It’s a surreal feeling to be bothered by things that are completely reasonable. In recent months I’ve been part of many conversations about how to engage people with science. Every time the science of science communication comes up, and every time I feel like something is off.
There’s a big push now to understand what’s known, in formal studies, about how to communicate science. The idea is that, as people who believe in science, we should use research to guide our activities. There have been fascinating findings, such as the fact that in some emotionally or culturally charged situations exposure to more information can *increase* polarization, not decrease it as one would assume. As a result, presenting facts alone won’t, say, increase acceptance of evolution. Instead other, more emotional approaches are needed, and if your goal is to increase that acceptance, it’s worth learning about them. That makes perfect sense, and there’s no reason that discussion of it should leave me feeling uneasy, but it does.

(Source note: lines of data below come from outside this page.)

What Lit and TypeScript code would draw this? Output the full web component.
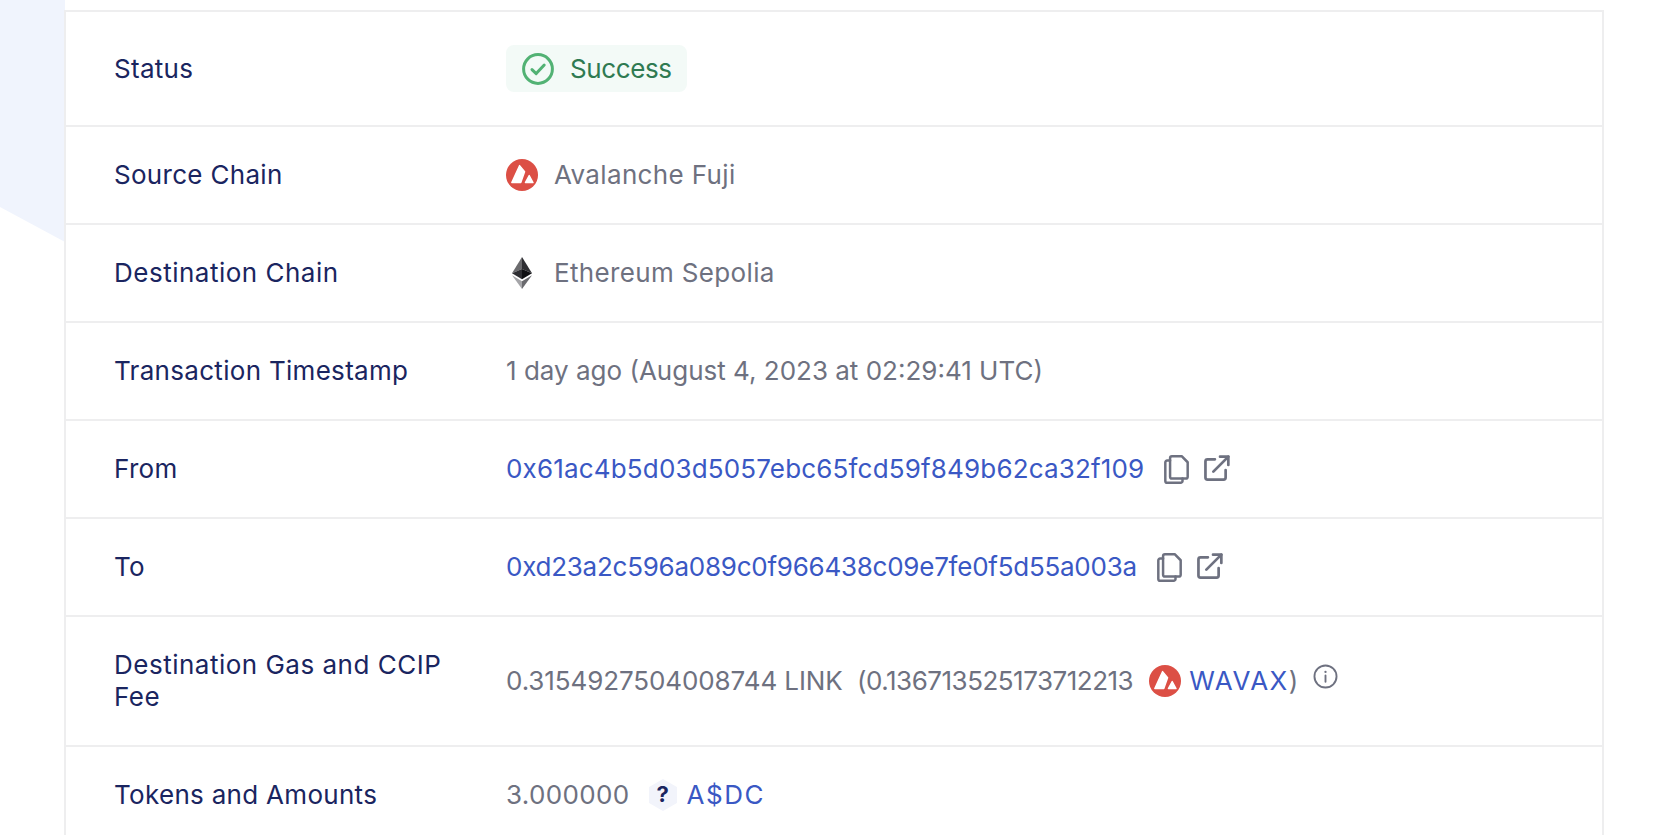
import { LitElement, html, css, svg } from "lit";
import { customElement } from "lit/decorators.js";

const avax = (cls = "chain") => html`<svg class=${cls} viewBox="0 0 32 32" aria-hidden="true">
  <circle cx="16" cy="16" r="16" fill="#dc4f45"></circle>
  <path d="M13.6 6.6 L18.6 12.8 L14.8 23.6 L5.8 23.6 Z" fill="#fff" stroke="#fff" stroke-width="1.4" stroke-linejoin="round"></path>
  <path d="M23.2 16.6 L27 23.6 L19.4 23.6 Z" fill="#fff" stroke="#fff" stroke-width="1.4" stroke-linejoin="round"></path>
</svg>`;

const eth = html`<svg class="chain" viewBox="0 0 32 32" aria-hidden="true">
  <path d="M16 0 L6 16.3 L16 12 Z" fill="#6b6b6e"></path>
  <path d="M16 0 L26 16.3 L16 12 Z" fill="#2f2f33"></path>
  <path d="M6 16.3 L16 12 V22.2 Z" fill="#2e2e32"></path>
  <path d="M26 16.3 L16 12 V22.2 Z" fill="#0f0f12"></path>
  <path d="M6 18.3 L16 32 V24.2 Z" fill="#a5a5a8"></path>
  <path d="M26 18.3 L16 32 V24.2 Z" fill="#6a6a6e"></path>
</svg>`;

const check = html`<svg class="check" viewBox="0 0 32 32" fill="none" aria-hidden="true">
  <circle cx="16" cy="16" r="14.4" stroke="#52b274" stroke-width="3"></circle>
  <path d="M10 16.6 L14.2 20.6 L22.2 12" stroke="#52b274" stroke-width="3" stroke-linecap="round" stroke-linejoin="round"></path>
</svg>`;

const copy = html`<svg class="act copy" viewBox="0 0 24 28" fill="none" stroke="#6e7180" stroke-width="2.4" stroke-linejoin="round" stroke-linecap="round" aria-hidden="true">
  <path d="M5.8 3 A1.8 1.8 0 0 1 7.6 1.2 H17 L22.8 7 V21 A1.8 1.8 0 0 1 21 22.8 H7.6 A1.8 1.8 0 0 1 5.8 21 Z"></path>
  <path d="M5.8 5.4 H3 A1.8 1.8 0 0 0 1.2 7.2 V25 A1.8 1.8 0 0 0 3 26.8 H16 A1.8 1.8 0 0 0 17.8 25 V22.8"></path>
</svg>`;

const ext = html`<svg class="act ext" viewBox="0 0 25 25" fill="none" stroke="#6e7180" stroke-width="2.6" stroke-linecap="round" stroke-linejoin="round" aria-hidden="true">
  <path d="M10.5 4.2 H3.4 A2 2 0 0 0 1.4 6.2 V21.6 A2 2 0 0 0 3.4 23.6 H18.8 A2 2 0 0 0 20.8 21.6 V14.5"></path>
  <path d="M9 16 L23.4 1.6"></path>
  <path d="M15.4 1.6 H23.4 V9.6"></path>
</svg>`;

const info = html`<svg class="info" viewBox="0 0 24 24" fill="none" aria-hidden="true">
  <circle cx="12" cy="12" r="10.6" stroke="#6e7180" stroke-width="1.8"></circle>
  <path d="M12 11 V17" stroke="#6e7180" stroke-width="1.8" stroke-linecap="round"></path>
  <circle cx="12" cy="7.6" r="1.1" fill="#6e7180"></circle>
</svg>`;

const hex = svg`<path d="M16 1 L29 8.5 V23.5 L16 31 L3 23.5 V8.5 Z" fill="#f2f4fb" stroke="#f2f4fb" stroke-width="2" stroke-linejoin="round"></path>`;

@customElement("app-root")
export class AppRoot extends LitElement {
  static styles = css`
    :host {
      display: block;
      position: relative;
      height: 835px;
      overflow: hidden;
      background: #fff;
      font-family: Inter, "Liberation Sans", sans-serif;
      font-size: 26px;
      line-height: 32px;
      color: #6e7180;
    }
    .shade {
      position: absolute;
      left: 0;
      top: 0;
      width: 65px;
      height: 242px;
      background: #f0f4fd;
      clip-path: polygon(0 0, 100% 0, 100% 100%, 0 207px);
    }
    .page {
      position: relative;
      padding-top: 10px;
      padding-left: 64px;
      width: 1540px;
    }
    .card {
      border-left: 2px solid #eeeeef;
      border-right: 2px solid #eeeeef;
      background: #fff;
      height: 840px;
    }
    .row {
      display: grid;
      grid-template-columns: 392px 1fr;
      padding: 32px 0 32px 48px;
      border-top: 2px solid #eeeeef;
      align-items: center;
    }
    .row.status { padding: 33px 0 33px 48px; }
    .label { color: #1a2560; letter-spacing: 0.3px; max-width: 360px; }
    .label.wide { letter-spacing: 0.5px; }
    .value { display: flex; align-items: center; white-space: nowrap; }
    .spaced { letter-spacing: 0.35px; }
    .addr-from { letter-spacing: 0.17px; }
    .addr-to { letter-spacing: -0.25px; }
    .caps { letter-spacing: 1.5px; }
    .link-amount { letter-spacing: -0.1px; white-space: pre; }
    .paren { letter-spacing: -0.5px; }
    .badge {
      display: inline-flex;
      align-items: center;
      gap: 16px;
      height: 47px;
      padding: 0 15px 0 16px;
      background: #f3faf7;
      border-radius: 8px;
      color: #2f7a52;
      letter-spacing: -0.4px;
    }
    .check { width: 32px; height: 32px; }
    .chain { width: 32px; height: 32px; flex: none; margin-right: 16px; }
    .avax-inline { width: 32px; height: 32px; flex: none; margin: 0 8px 0 16px; }
    a { color: #3a58c4; text-decoration: none; }
    .actions { display: inline-flex; align-items: center; gap: 15px; margin-left: 20px; }
    .act { flex: none; }
    .copy { width: 25px; height: 29px; }
    .ext { width: 26px; height: 26px; margin-top: -3px; }
    .info { width: 25px; height: 25px; margin: -10px 0 0 15px; flex: none; }
    .hex { width: 32px; height: 32px; flex: none; margin: 0 8px 0 17px; position: relative; display: inline-flex; align-items: center; justify-content: center; }
    .hex svg { width: 32px; height: 32px; }
    .hex b { position: absolute; inset: 0; text-align: center; font-size: 22px; line-height: 30px; font-weight: 700; color: #1a2560; }
  `;

  render() {
    return html`
      <div class="shade"></div>
      <div class="page">
        <div class="card">
          <div class="row status">
            <div class="label">Status</div>
            <div class="value"><span class="badge">${check}Success</span></div>
          </div>
          <div class="row">
            <div class="label">Source Chain</div>
            <div class="value spaced">${avax()}Avalanche Fuji</div>
          </div>
          <div class="row">
            <div class="label wide">Destination Chain</div>
            <div class="value spaced">${eth}Ethereum Sepolia</div>
          </div>
          <div class="row">
            <div class="label">Transaction Timestamp</div>
            <div class="value">1 day ago (August 4, 2023 at 02:29:41 UTC)</div>
          </div>
          <div class="row">
            <div class="label">From</div>
            <div class="value"><a class="addr-from">0x61ac4b5d03d5057ebc65fcd59f849b62ca32f109</a><span class="actions">${copy}${ext}</span></div>
          </div>
          <div class="row">
            <div class="label">To</div>
            <div class="value"><a class="addr-to">0xd23a2c596a089c0f966438c09e7fe0f5d55a003a</a><span class="actions">${copy}${ext}</span></div>
          </div>
          <div class="row">
            <div class="label wide">Destination Gas and CCIP Fee</div>
            <div class="value"><span class="link-amount">0.3154927504008744 LINK  </span><span class="paren">(0.136713525173712213</span>${avax("avax-inline")}<a class="caps">WAVAX</a>)${info}</div>
          </div>
          <div class="row">
            <div class="label">Tokens and Amounts</div>
            <div class="value"><span class="spaced">3.000000</span><span class="hex"><svg viewBox="0 0 32 32">${hex}</svg><b>?</b></span><a class="caps">A$DC</a></div>
          </div>
        </div>
      </div>
    `;
  }
}
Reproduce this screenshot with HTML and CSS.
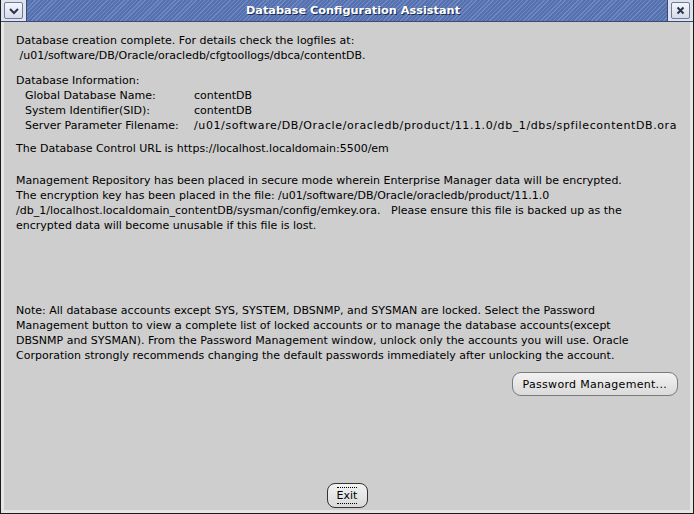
FILE: index.html
```html
<!DOCTYPE html>
<html lang="en">
<head>
  <meta charset="UTF-8" />
  <title>Database Configuration Assistant</title>
  <link rel="stylesheet" href="styles.css">
</head>
<body>
  <div class="window">
    <!-- Title bar -->
    <div class="titlebar">
      <button class="wm-btn menu-btn">
        <svg width="10" height="8" viewBox="0 0 10 8"><path d="M1 2 L5 6 L9 2" fill="none" stroke="#2a3550" stroke-width="2"/></svg>
      </button>
      <div class="title">Database Configuration Assistant</div>
      <button class="wm-btn close-btn">
        <svg width="9" height="9" viewBox="0 0 9 9"><path d="M1.5 1.5 L7.5 7.5 M7.5 1.5 L1.5 7.5" stroke="#2a3550" stroke-width="2"/></svg>
      </button>
    </div>

    <div class="client">
      <div class="content">
        <p class="block first">
          Database creation complete. For details check the logfiles at:<br>
          &nbsp;/u01/software/DB/Oracle/oracledb/cfgtoollogs/dbca/contentDB.
        </p>

        <div class="block info">
          <div>Database Information:</div>
          <div class="info-row"><span class="label">Global Database Name:</span><span>contentDB</span></div>
          <div class="info-row"><span class="label">System Identifier(SID):</span><span>contentDB</span></div>
          <div class="info-row"><span class="label">Server Parameter Filename:</span><span class="path">/u01/software/DB/Oracle/oracledb/product/11.1.0/db_1/dbs/spfilecontentDB.ora</span></div>
        </div>

        <p class="block url">The Database Control URL is https://localhost.localdomain:5500/em</p>

        <p class="block repo">
          Management Repository has been placed in secure mode wherein Enterprise Manager data will be encrypted.<br>
          The encryption key has been placed in the file: /u01/software/DB/Oracle/oracledb/product/11.1.0<br>
          /db_1/localhost.localdomain_contentDB/sysman/config/emkey.ora.&nbsp;&nbsp;&nbsp;Please ensure this file is backed up as the<br>
          encrypted data will become unusable if this file is lost.
        </p>

        <p class="block note">
          Note: All database accounts except SYS, SYSTEM, DBSNMP, and SYSMAN are locked. Select the Password<br>
          Management button to view a complete list of locked accounts or to manage the database accounts(except<br>
          DBSNMP and SYSMAN). From the Password Management window, unlock only the accounts you will use. Oracle<br>
          Corporation strongly recommends changing the default passwords immediately after unlocking the account.
        </p>

        <div class="actions">
          <button class="btn pw-btn">Password Management...</button>
        </div>
      </div>

      <div class="footer">
        <button class="btn exit-btn"><span class="focus">Exit</span></button>
      </div>
    </div>
  </div>
</body>
</html>
```

FILE: styles.css
```css
body {
  margin: 0;
  background: #cecece;
  font-family: 'DejaVu Sans', sans-serif;
}

.window {
  width: 694px;
  height: 514px;
  box-sizing: border-box;
  display: flex;
  flex-direction: column;
  background: #e6e6e6;
  border: 1px solid #1c1c1c;
  border-top: none;
}

/* Title bar */
.titlebar {
  height: 22px;
  display: flex;
  align-items: center;
  background: #dfe3ee;
  border-bottom: 1px solid #3a4a70;
  box-sizing: border-box;
}

.wm-btn {
  width: 19px;
  height: 17px;
  margin: 0 3px;
  padding: 0;
  display: flex;
  align-items: center;
  justify-content: center;
  background: linear-gradient(#f4f6fb, #d7dcea);
  border: 1px solid #6d7a99;
  border-radius: 2px;
}

.title {
  flex: 1;
  align-self: stretch;
  display: flex;
  align-items: center;
  justify-content: center;
  padding-left: 12px;
  color: #fff;
  font-weight: bold;
  font-size: 11.3px;
  text-shadow: 1px 1px 0 #1e2c52;
  background: repeating-linear-gradient(-45deg, #5571b0 0, #5571b0 2px, #7088c0 2px, #7088c0 3px);
  border-left: 1px solid #3a4a70;
  border-right: 1px solid #3a4a70;
}

.client {
  flex: 1;
  display: flex;
  flex-direction: column;
  margin: 0 3px 3px 3px;
  background: #cecece;
}

.content {
  flex: 1;
  padding: 11px 12px 0 12px;
  font-size: 11px;
  line-height: 15px;
  color: #000;
}

.block {
  margin: 0;
}

.info { margin-top: 10px; }
.url { margin-top: 8px; }
.repo { margin-top: 17px; }
.note { margin-top: 70px; }

.info-row {
  display: flex;
  padding-left: 9px;
}

.info-row .label {
  width: 169px;
}

.path {
  letter-spacing: 0.6px;
}

.actions {
  display: flex;
  justify-content: flex-end;
  margin-top: 9px;
}

.btn {
  font-family: 'DejaVu Sans', sans-serif;
  font-size: 11px;
  color: #000;
  background: linear-gradient(#f2f2f2, #dadada);
  border: 1px solid #7a7a7a;
  border-radius: 9px;
  cursor: pointer;
}

.pw-btn {
  height: 24px;
  padding: 0 10px;
  letter-spacing: 0.3px;
}

.footer {
  display: flex;
  justify-content: center;
  padding-bottom: 2px;
}

.exit-btn {
  height: 25px;
  width: 41px;
  padding: 0;
  border: 1px solid #333;
  border-radius: 8px;
}

.exit-btn .focus {
  border-top: 1px dotted #000;
  border-bottom: 1px dotted #000;
  padding: 1px 0;
}
```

This week I finally realized what bugged me about the talk I was hearing about the science of science communication: Nothing. The issue is what I wasn’t hearing.
This was catalyzed by a short news item Lauren Rugani linked on twitter. A scientist had run a study where they discovered that sometimes a punchline is funnier if words from the punchline had been mentioned several minutes earlier. From the abstract:
“These findings also show that pre-exposing a punchline, which in common knowledge should spoil a joke, can actually increase funniness under certain conditions.”
This is shocking. Not the conclusion, which is clearly correct. The problem is that the conclusion has been known to comedians for at least the last several thousand years. When I trained in improv comedy the third class was on callbacks, the jargon term for that technique. The entire structure of an improv comedy set is based around variations on the idea that things are funnier if they’re repeated. And yet to the authors it was “common knowledge” that this will spoil a joke. There is a long tradition of people who know, from experience, how this works, and yet the idea of asking them is not evident anywhere in the paper. This is the problem — the sense that the only valid answers come from inside science and the research world.
And that’s the same problem I see in most discussions of how scientists should communicate. The universe of ideas is restricted to those that originated in the sciences.
For example, the discussion always comes around to, “So, what does the science say we should do? How do we engage people if not with facts?” The answer, of course, is that the science of science communication has no answers. As Liz Neeley says, “science cannot and will not ever tell us what to do. …[It] helps us understand what kinds of questions to ask.”
But there are answers. There are multiple centuries to millennia old traditions that have been dedicated to exactly the question of how to engage people. There are people called things like playwrights, actors, comedians, journalists, screenwriters, musicians, rhetoricians, advertisers, lobbyists, novelists, essayists, artists. They have studied how to communicate, to understand, to emote, to connect. They write books and teach classes, hold workshops and gather for conferences. There is an entire world of people who know the answers to these questions.
One example: We all know that Hollywood is formulaic. What many don’t know is that there is literally a formula — a very precise formula that you can write down, telling you what needs to happen on page 12 and at the break into the third act. And not only can you write it down, it is written down, in a book called Save The Cat. It’s cheap and a quick read, and I would highly recommend it. Not because the formula is perfect, or because you should use it (particularly if you aren’t writing a screenplay), but because there are reasons that it works. Behind each beat is a specific thought about why it will work the way it does. Knowing this can be immensely powerful.
And for each of the many fields of arts and humanities there are other books — The Hero With a Thousand Faces, Joseph Campbell, On Writing, Stephen King, Truth in Comedy, Charna Halpern, On Rhetoric, Aristotle, and countless more. And they all have something to say about science, because communicating science, fundamentally, isn’t very different from communicating anything else. It isn’t easy, but the answers are out there. The textbooks are already written.
This works. Science journalists, of course, have been doing it for decades, producing a wealth of fantastic science writing. Many of the best of them were trained as writers, and those of the best who were trained as scientists spend enormous time honing their writing craft.
Which isn’t to say there aren’t differences. And it’s definitely not to say that we shouldn’t be doing studies — those are essential. But talking about those differences and interpreting the studies isn’t effective without a bedrock of knowledge in the fundamentals. I believe in the value of expertise. There are people who’ve dedicated their lives to learning and teaching how to connect and communicate. Why wouldn’t we avail ourselves of that?